Önder Balıkçı (YAKAMOZ)

Tarih: 18.11.2025 22:25

Gazeteci, eleştiri, yöneticiler

Facebook Twitter Linked-in

Ülkemizde, gazetecilerin, devlet kurumlarından bilgi almaları çok zordur. Çünkü devlet memurlarının, hemen sığınılacak limanları hazırdır:

“Ben devlet memuruyum. 657 sayılı yasaya göre basına DEMEÇ vermemiz yasak!”

Siz, istediğiniz kadar kendisinden DEMEÇ değil, BİLGİ istediğinizi söyleyin anlamazlar. Çünkü anlamak işlerine gelmez!”

Ama o devlet kurumunun müdürü, yöneticisi, bir bakarsınız ki, kurumla ilgili bir bilgiyi vermek için basın toplantısı düzenleyivermiş!  Hani, nerede 657 sayılı yasa?

Birçok kurumun müdürü, yöneticisi eleştiriye hiç saygılı olmaz. Hep övülmek ister. Yapıcı eleştirilerden yararlanmayı, kurumunu geliştirmeyi düşünmez. Hep alkış, hep övgü bekler! Hatta kişisel sosyal medya hesabına, başarılı gördüğü kurumuna ait yazıları koyup, gazetecilerin, bunların haber olarak yayınlamasını bekler. Ben ve çalıştığım medya kuruluşları olarak buna uymuyoruz. Çünkü gazeteci, yöneticilerin, sosyal medyalarından paylaştığı yazıları haber olarak yayınlamak, köşe yazılarında değerlendirmek zorunda değildir. Eğer, kamuya duyurulmasını istediğin bir haber varsa, bir basın toplantısıyla açıklarsın, çalışmanı!

Geçtiğimiz günlerde, Bandırma Eğitim ve Araştırma Hastanesi’nde bizzat yaşadığım bir olayı dile getirmiştim. Kendisine doktor denilen bir adamın, gazeteci olduğumu söylemeden, sade bir vatandaş olarak gittiğim hastane polikliniğindeki muayene sırasında takındığı akıl almaz uygulamayı kamuoyuna duyurmuştum. Sonrasını biliyorsunuz, aslında hatasını çok iyi bilen bu adam, hakkındaki köşe yazımı, gelecekteki kariyerine zarar vereceği endişesiyle yayından kaldırtmak için yakınlarını devreye sokmuştu. Hatta onlara, benden özür dilemeye de hazır olduğunu belirtmişti.
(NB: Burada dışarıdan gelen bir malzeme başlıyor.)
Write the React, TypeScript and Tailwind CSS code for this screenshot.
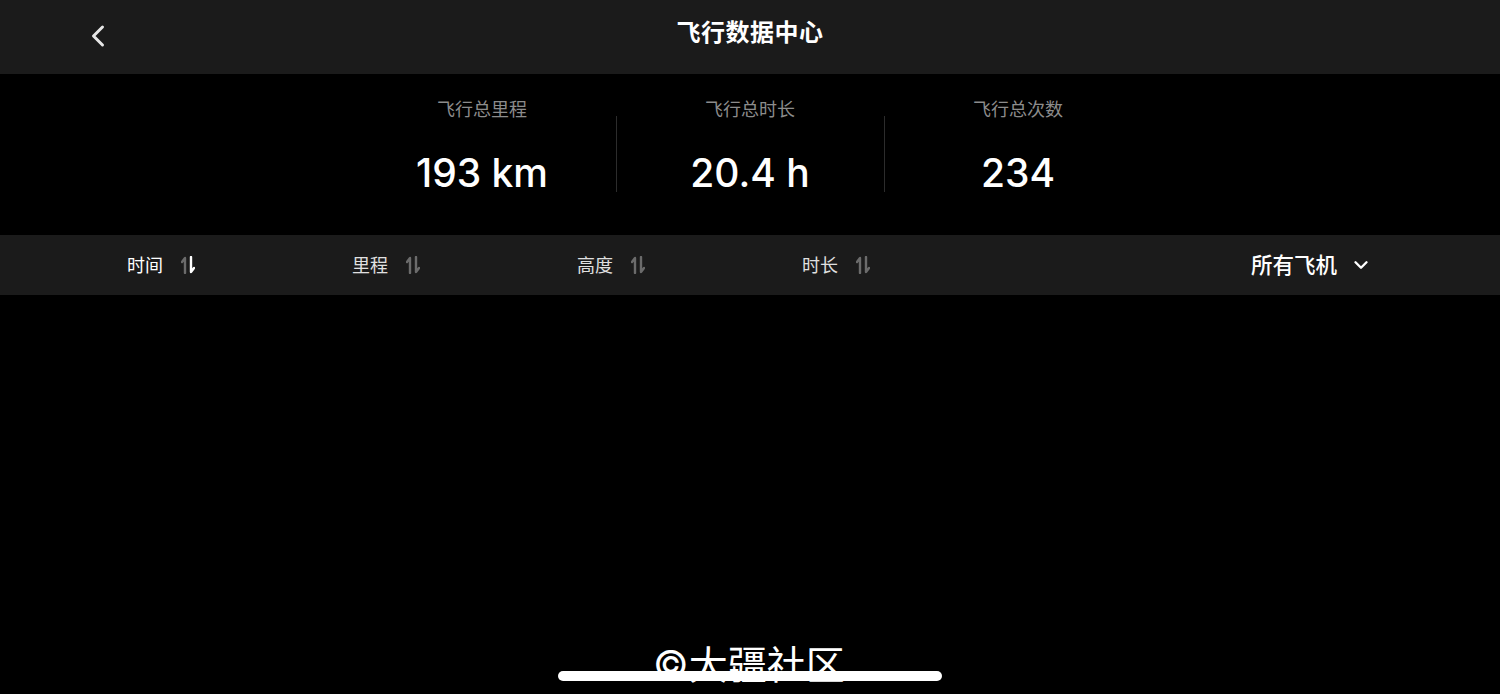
import { Fragment } from 'react';
import { ChevronLeft, ChevronDown } from 'lucide-react';

type Stat = { label: string; value: string };

const STATS: Stat[] = [
  { label: '飞行总里程', value: '193 km' },
  { label: '飞行总时长', value: '20.4 h' },
  { label: '飞行总次数', value: '234' },
];

type SortCol = { id: string; label: string; active?: boolean };

const COLS: SortCol[] = [
  { id: 'time', label: '时间', active: true },
  { id: 'dist', label: '里程' },
  { id: 'height', label: '高度' },
  { id: 'dur', label: '时长' },
];

const FONT = { fontFamily: 'Inter, "Noto Sans CJK SC", sans-serif' };

// icone de ordenacao: seta pra cima a esquerda, pra baixo a direita
function SortIcon({ active }: { active?: boolean }) {
  const down = active ? '#ffffff' : '#6b6b6b';
  return (
    <svg width="14" height="18" viewBox="0 0 14 18" fill="none">
      <path d="M4 17V2L1 6" stroke="#6b6b6b" strokeWidth="2.4" strokeLinecap="round" strokeLinejoin="round" />
      <path d="M10 1v15l3-4" stroke={down} strokeWidth="2.4" strokeLinecap="round" strokeLinejoin="round" />
    </svg>
  );
}

export default function App() {
  return (
    <div className="relative h-[694px] w-full overflow-hidden bg-black text-white" style={FONT}>
      <header className="relative flex h-[74px] items-center justify-center bg-[#1b1b1b]">
        <button className="absolute left-[80px] top-[18px] text-[#e6e6e6]">
          <ChevronLeft size={36} strokeWidth={2} />
        </button>
        <h1 className="-mt-[8px] text-[24px] font-bold tracking-[0.5px]">飞行数据中心</h1>
      </header>

      <section className="flex h-[161px] items-start justify-center">
        {STATS.map((s, i) => (
          <Fragment key={s.label}>
            {i > 0 && <div className="mt-[42px] h-[76px] w-px bg-[#2c2c2c]" />}
            <div className="flex w-[267px] flex-col items-center pt-[23px]">
              <span className="text-[18px] leading-[25px] text-[#8c8c8c]">{s.label}</span>
              <span className="mt-[31px] text-[39px] font-medium leading-none">{s.value}</span>
            </div>
          </Fragment>
        ))}
      </section>

      <nav className="flex h-[60px] items-center bg-[#1b1b1b] pl-[127px] pr-[128px]">
        {COLS.map((c) => (
          <div key={c.id} className="flex w-[225px] items-center gap-[18px]">
            <span className={`text-[18px] ${c.active ? 'text-white' : 'text-[#e0e0e0]'}`}>{c.label}</span>
            <SortIcon active={c.active} />
          </div>
        ))}
        <div className="ml-auto flex items-center gap-[13px]">
          <span className="text-[21.5px] font-medium">所有飞机</span>
          <ChevronDown size={22} strokeWidth={2.6} />
        </div>
      </nav>

      <div className="absolute left-[653px] top-[642px] text-[39px] leading-[46px] text-white">©大疆社区</div>
      <div className="absolute left-[558px] top-[671px] h-[10px] w-[384px] rounded-full bg-white" />
    </div>
  );
}
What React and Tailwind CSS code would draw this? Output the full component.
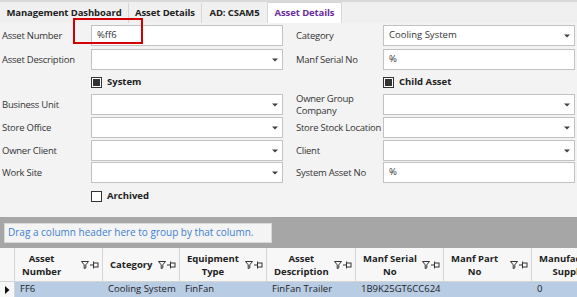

Bana böyle davranan bir doktor(!), kim bilir, köylerden gelen, sıradan vatandaşa nasıl davranır?

Şimdi merak ediyorum. Başhekim, bu doktor ile ilgili olarak idari bir yaptırım, ceza uyguladı mı acaba? Hiç sanmıyorum. Büyük bir olasılıkla kulağının üzerine yattı! Eğer böyleyse, durumu CİMER’e de bildirebilirim.

Aynı hastanede yaşanan çeşitli olaylar, her gün, medyada ve sosyal medyada yer alıyor. Başhekim, bu konularda, bugüne kadar neden hiçbir aydınlatıcı bir açıklama yapmadı? Ancak, Başhekimin sosyal medyasında, hastanede gerçekleşip, kendilerine göre “başarı” kabul edilen ameliyatlar, çalışmalar yansıtılıyor. Gazeteci, bu yazıları, kişilerin sosyal medya hesaplarından alıp, haber yapmak zorunda değil! Zaten biz de yapmıyoruz. Duyurulması gereken önemli bir başarı varsa, elinizi, kolunuzu bağlayan yok. Bir basın toplantısı düzenleyerek, açıklarsın, olur biter!

Bir kez daha vurgulayalım.

Gazeteciliğin temel ilkesi eleştiridir. Gazeteci, vatandaşın doğruları ve gerçekleri öğrenmesi adına kamu görevi yapar.